Abstract:
A pluggable module for insertion into the port of a network device includes an onboard encryption engine to provide for the use of secure links in networks having legacy switches or routers not including an encryption facility.

Description:
BACKGROUND OF THE INVENTION  
       [0001]     Routers and switches (in the following referred to generically as network devices) used in networking systems include slots for accepting modules and cards that allow a user to customize a network device, computer or server for specific environments to satisfy different requirements.  
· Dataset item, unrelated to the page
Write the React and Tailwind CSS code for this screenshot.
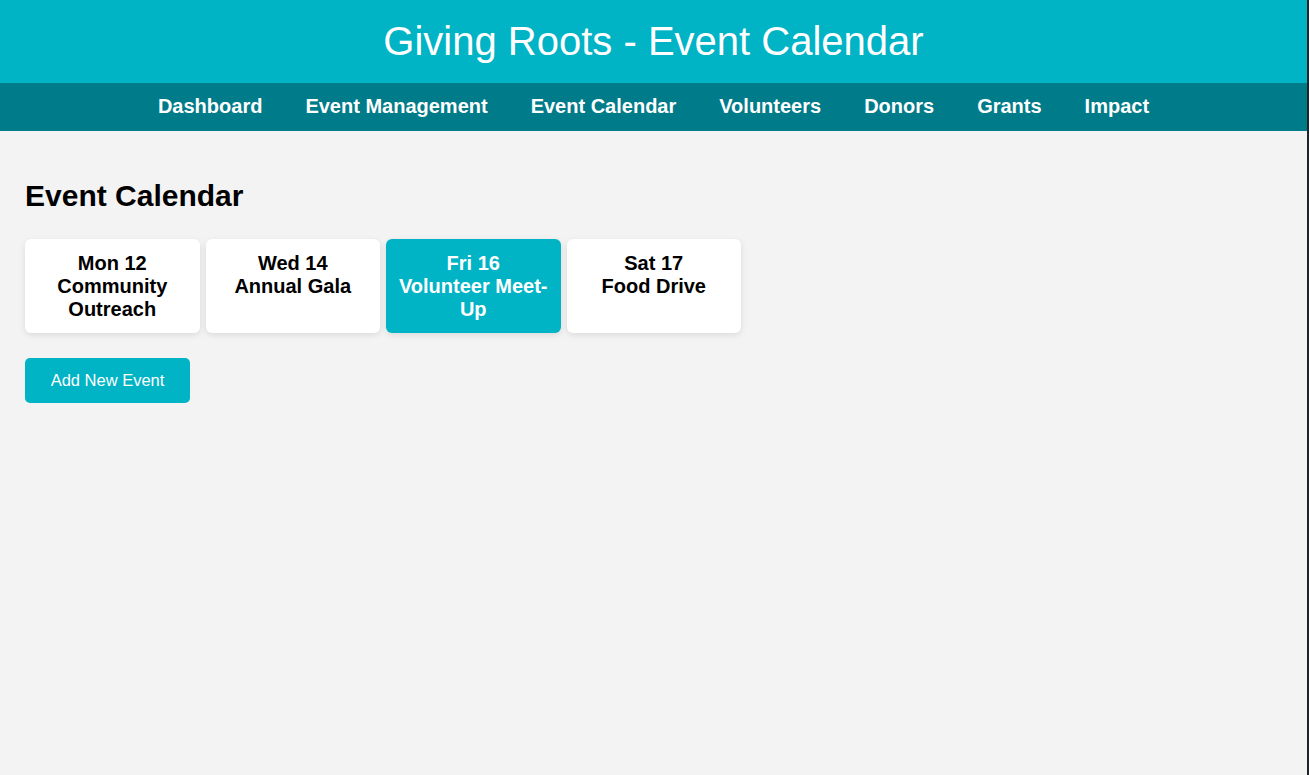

         [0002]     Users have a large investment in previously acquired network devices. When a new network device is introduced it may include features that are not backward compatible with previously acquired legacy network devices coupled to a network or internetwork. One important feature of a network device is encryption of data transmitted over switched (L2) or routed (L3) links. Since these links can be physically intercepted or sniffed, encryption of the data will help secure the link. Encryption can be accomplished utilizing software running on general purpose processors (e.g., CPUs) or specialized IC&#39;s (e.g., ASIC and/or FPGA) included in the network device at the end of the encrypted link, or via a separate device (e.g., a firewall or VPN appliance) placed next to the switch/router port or located between two network devices.  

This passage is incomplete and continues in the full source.